Subject: Re: German Umlauts - next questions
From: Axel Rose (rose@sj.com)
Date: Thu Aug 02 2001 - 06:47:44 EDT
Hello Harald,
with Perl you can help yourself.
First a little help script to find the encodings:
#!/usr/bin/perl
printf( "ä = %x\n", ord('ä') );
printf( "ö = %x\n", ord('ö') );
printf( "ü = %x\n", ord('ü') );
printf( "Ä = %x\n", ord('Ä') );
printf( "Ö = %x\n", ord('Ö') );
printf( "Ü = %x\n", ord('Ü') );
printf( "ß = %x\n", ord('ß') );
__END__
run on Mac results:
ä = 8a
ö = 9a
ü = 9f
Ä = 80
Ö = 85
Ü = 86
ß = a7
run under Unix results:
ä = e4
ö = f6
ü = fc
Ä = c4
Ö = d6
Ü = dc
ß = df
Then use this to build your own converter:
#!/usr/bin/perl -w
use strict;
my $filename = "achja-äöü-ÄÖÜ-ß-/-entreé";
print isoencode( $filename ), "\n";
sub isoencode
{
my $input_name = $_[0];
# unvollstaendig!! TODO
# aus ISO-8859-1 nach ES Kodierung
# /, ae, oe, ue, Ae, Oe, Ue, sz
$input_name =~ s/\//:2f/g;
$input_name =~ s/\xe4/:8a/g;
$input_name =~ s/\xf6/:9a/g;
$input_name =~ s/\xfc/:9f/g;
$input_name =~ s/\xc4/:80/g;
$input_name =~ s/\xd6/:85/g;
$input_name =~ s/\xdc/:86/g;
$input_name =~ s/\xdf/:a7/g;
# DEL Char 0x7f, 127
$input_name =~ s/\x7f/:7f/g;
return( $input_name );
}
__END__
With input in MacRoman it is easier because you don't need
a translation table.

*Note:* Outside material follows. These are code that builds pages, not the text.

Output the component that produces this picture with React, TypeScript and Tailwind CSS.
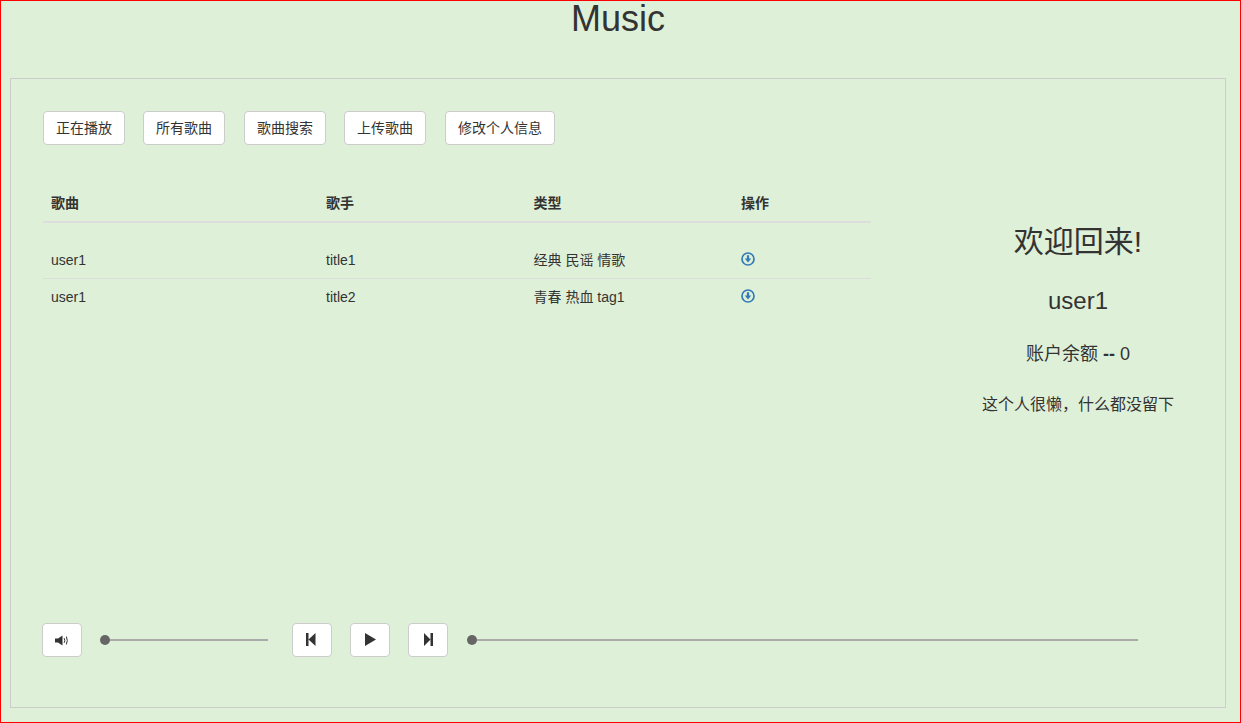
const FONT = "font-['Liberation_Sans','Noto_Sans_CJK_SC',sans-serif]";

function Btn({ children, w }: { children: React.ReactNode; w: string }) {
  return (
    <button className={`${w} h-[34px] flex items-center justify-center bg-white border border-[#ccc] rounded text-[14px] leading-[20px] text-[#333]`}>
      {children}
    </button>
  );
}

function DownloadIcon() {
  return (
    <svg width="14" height="14" viewBox="0 0 14 14" className="block">
      <circle cx="7" cy="7" r="6" fill="none" stroke="#337ab7" strokeWidth="1.7" />
      <path d="M5.9 3.2h2.2v3.4h2.1L7 10.4 3.8 6.6h2.1z" fill="#337ab7" />
    </svg>
  );
}

function Slider({ w }: { w: string }) {
  return (
    <div className={`${w} flex items-center`}>
      <div className="w-[10px] h-[10px] rounded-full bg-[#666] shrink-0" />
      <div className="flex-1 h-[2px] bg-[#aaa]" />
    </div>
  );
}

const rows = [
  ["user1", "title1", "经典 民谣 情歌"],
  ["user1", "title2", "青春 热血 tag1"],
];
const cols = "grid grid-cols-[275px_207.5px_207.5px_1fr]";

export default function App() {
  return (
    <div className={`${FONT} w-full h-[723px] border border-[#f00] bg-[#dff0d8] text-[#333] pl-[9px] pr-[14px] flex flex-col`}>
      <h1 className="text-[36px] leading-[36px] text-center font-normal">Music</h1>
      <div className="mt-[41px] h-[630px] border border-[#ccc] pt-[32px] pl-[32px] pr-[32px] pb-[50px] flex flex-col">
        <div className="flex">
          <Btn w="w-[82px]">正在播放</Btn>
          <div className="ml-[18px]"><Btn w="w-[82px]">所有歌曲</Btn></div>
          <div className="ml-[19px]"><Btn w="w-[82px]">歌曲搜索</Btn></div>
          <div className="ml-[18px]"><Btn w="w-[82px]">上传歌曲</Btn></div>
          <div className="ml-[19px]"><Btn w="w-[110px]">修改个人信息</Btn></div>
        </div>

        <div className="flex mt-[40px]">
          <div className="w-[828px] text-[14px] leading-[20px]">
            <div className={`${cols} border-b-2 border-[#ddd] font-bold`}>
              {["歌曲", "歌手", "类型", "操作"].map((h) => (
                <div key={h} className="p-2">{h}</div>
              ))}
            </div>
            <div className="mt-[19px]">
              {rows.map((r, i) => (
                <div key={i} className={`${cols} ${i === 0 ? "border-b border-[#ddd]" : ""}`}>
                  {r.map((c, j) => (
                    <div key={j} className="p-2">{c}</div>
                  ))}
                  <div className="px-2 pt-[10px]">
                    <DownloadIcon />
                  </div>
                </div>
              ))}
            </div>
          </div>
          <div className="ml-auto w-[230px] text-center">
            <div className="mt-[40px] text-[30px] leading-[33px]">欢迎回来!</div>
            <div className="mt-[30px] text-[24px] leading-[26px]">user1</div>
            <div className="mt-[30px] text-[18px] leading-[20px]">账户余额 <span className="font-bold">--</span> 0</div>
            <div className="mt-[32px] text-[16px] leading-[18px]">这个人很懒，什么都没留下</div>
          </div>
        </div>

        <div className="mt-auto flex items-center -ml-px">
          <Btn w="w-[40px]">
            <svg width="14" height="11" viewBox="0 0 14 11">
              <path d="M0 3.5h3L7.5 .5v10L3 7.5H0z" fill="#333" />
              <path d="M9.2 3.2q1.2 2.3 0 4.6" fill="none" stroke="#333" strokeWidth="1" />
              <path d="M11.3 1.5q2 4 0 8" fill="none" stroke="#333" strokeWidth="1" />
            </svg>
          </Btn>
          <div className="ml-[18px]"><Slider w="w-[168px]" /></div>
          <div className="ml-[24px]">
            <Btn w="w-[40px]">
              <svg width="10" height="13" viewBox="0 0 10 13" className="-ml-[2px] -mt-[1px]">
                <path d="M0 0h2.5v13H0zM2.5 6.5 9.5 0v13z" fill="#333" />
              </svg>
            </Btn>
          </div>
          <div className="ml-[18px]">
            <Btn w="w-[40px]">
              <svg width="11" height="13" viewBox="0 0 11 13" className="ml-[1px] -mt-[1px]">
                <path d="M0 0l11 6.5L0 13z" fill="#333" />
              </svg>
            </Btn>
          </div>
          <div className="ml-[18px]">
            <Btn w="w-[40px]">
              <svg width="9" height="13" viewBox="0 0 9 13" className="ml-[1px] -mt-[1px]">
                <path d="M0 0l6.5 6.5V0H9v13H6.5V6.5L0 13z" fill="#333" />
              </svg>
            </Btn>
          </div>
          <div className="ml-[19px]"><Slider w="w-[671px]" /></div>
        </div>
      </div>
    </div>
  );
}
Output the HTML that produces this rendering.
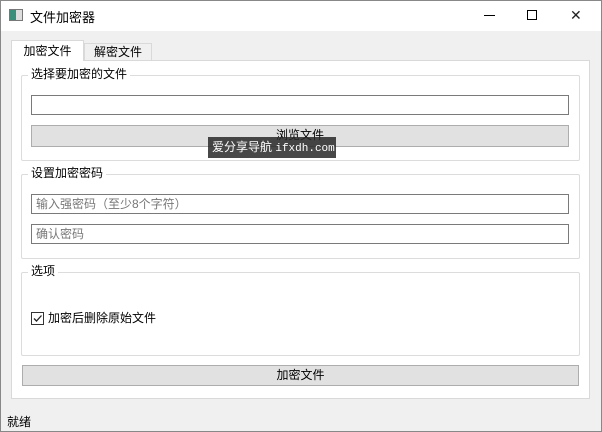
<!DOCTYPE html><html><head><meta charset="utf-8"><style>
body{margin:0;width:602px;height:432px;background:#f0f0f0;font-family:"Liberation Sans","Noto Sans CJK SC",sans-serif;font-size:12px;color:#000;position:relative;overflow:hidden}
.a{position:absolute;box-sizing:border-box}
.win{left:0;top:0;width:602px;height:432px;border:1px solid #888}
.gb{border:1px solid #dcdcdc;border-radius:2px}
.gt{background:#fff;padding:0 3px;line-height:14px}
.in{background:#fff;border:1px solid #7a7a7a}
.btn{background:#e1e1e1;border:1px solid #adadad;text-align:center;line-height:19px}
.ph{color:#777;padding-left:4px;line-height:18px}
</style></head><body>
<div class="a win"></div>
<div class="a" style="left:1px;top:1px;width:600px;height:30px;background:#fff"></div>
<div class="a" style="left:9px;top:9px;width:14px;height:12px;border:1px solid #777;background:#ddd"><div style="width:6px;height:10px;background:#3a8f7a"></div></div>
<div class="a" style="left:30px;top:7px;font-size:13px">文件加密器</div>
<div class="a" style="left:484px;top:15px;width:11px;height:1px;background:#000"></div>
<div class="a" style="left:527px;top:10px;width:10px;height:10px;border:1px solid #000"></div>
<div class="a" style="left:570px;top:7px;font-size:14px;line-height:16px;color:#222">✕</div>
<div class="a" style="left:11px;top:60px;width:579px;height:339px;background:#fff;border:1px solid #d9d9d9"></div>
<div class="a" style="left:11px;top:40px;width:73px;height:21px;background:#fff;border:1px solid #d9d9d9;border-bottom:none;text-align:center;line-height:20px">加密文件</div>
<div class="a" style="left:84px;top:43px;width:68px;height:17px;background:#f0f0f0;border:1px solid #d9d9d9;border-bottom:none;text-align:center;line-height:17px">解密文件</div>

<div class="a gb" style="left:21px;top:75px;width:559px;height:86px"></div>
<div class="a gt" style="left:28px;top:67px">选择要加密的文件</div>
<div class="a in" style="left:31px;top:95px;width:538px;height:20px"></div>
<div class="a btn" style="left:31px;top:125px;width:538px;height:22px">浏览文件</div>

<div class="a gb" style="left:21px;top:174px;width:559px;height:85px"></div>
<div class="a gt" style="left:28px;top:166px">设置加密密码</div>
<div class="a in ph" style="left:31px;top:194px;width:538px;height:20px">输入强密码（至少8个字符）</div>
<div class="a in ph" style="left:31px;top:224px;width:538px;height:20px">确认密码</div>

<div class="a gb" style="left:21px;top:272px;width:559px;height:84px"></div>
<div class="a gt" style="left:28px;top:264px">选项</div>
<div class="a" style="left:31px;top:312px;width:13px;height:13px;border:1px solid #333;background:#fff"><svg width="11" height="11" style="display:block"><path d="M2 5.5L4.5 8L9.5 2.5" fill="none" stroke="#222" stroke-width="1.3"/></svg></div>
<div class="a" style="left:48px;top:311px;line-height:14px">加密后删除原始文件</div>

<div class="a btn" style="left:22px;top:365px;width:557px;height:21px">加密文件</div>
<div class="a" style="left:7px;top:413px">就绪</div>
<div class="a" style="left:208px;top:137px;width:128px;height:21px;background:rgba(40,40,40,.85);color:#fff;line-height:21px;padding-left:4px;white-space:nowrap;overflow:hidden">爱分享导航 <span style="font-family:'Liberation Mono',monospace;font-size:11px">ifxdh.com</span></div>
</body></html>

Just translate \x8a to ":8a".
#!/usr/bin/perl -w
use strict;
my $s = "abc-äöü-def";
# beware the "/" in Mac filenames
$s =~ s/\//:2f/g;
$s =~ s/[\x7f-\xff]/&enc($&)/ge;
print $s, "\n";
sub enc
{
my $arg = shift;
return sprintf( ":%x", ord( $arg ) );
}
__END__
This of course is incomplete and only provided as a basis for
your own customization.
HTH
Axel
----------------------------------------------------------------------
Axel Rose, Springer & Jacoby Digital GmbH & Co. KG, mailto:rose@sj.com
pub PGP key 1024/A21CB825 E0E4 BC69 E001 96E9 2EFD 86CA 9CA1 AAC5
"Was man nicht weiß, das eben braucht man.
Und was man weiß, kann man nicht brauchen."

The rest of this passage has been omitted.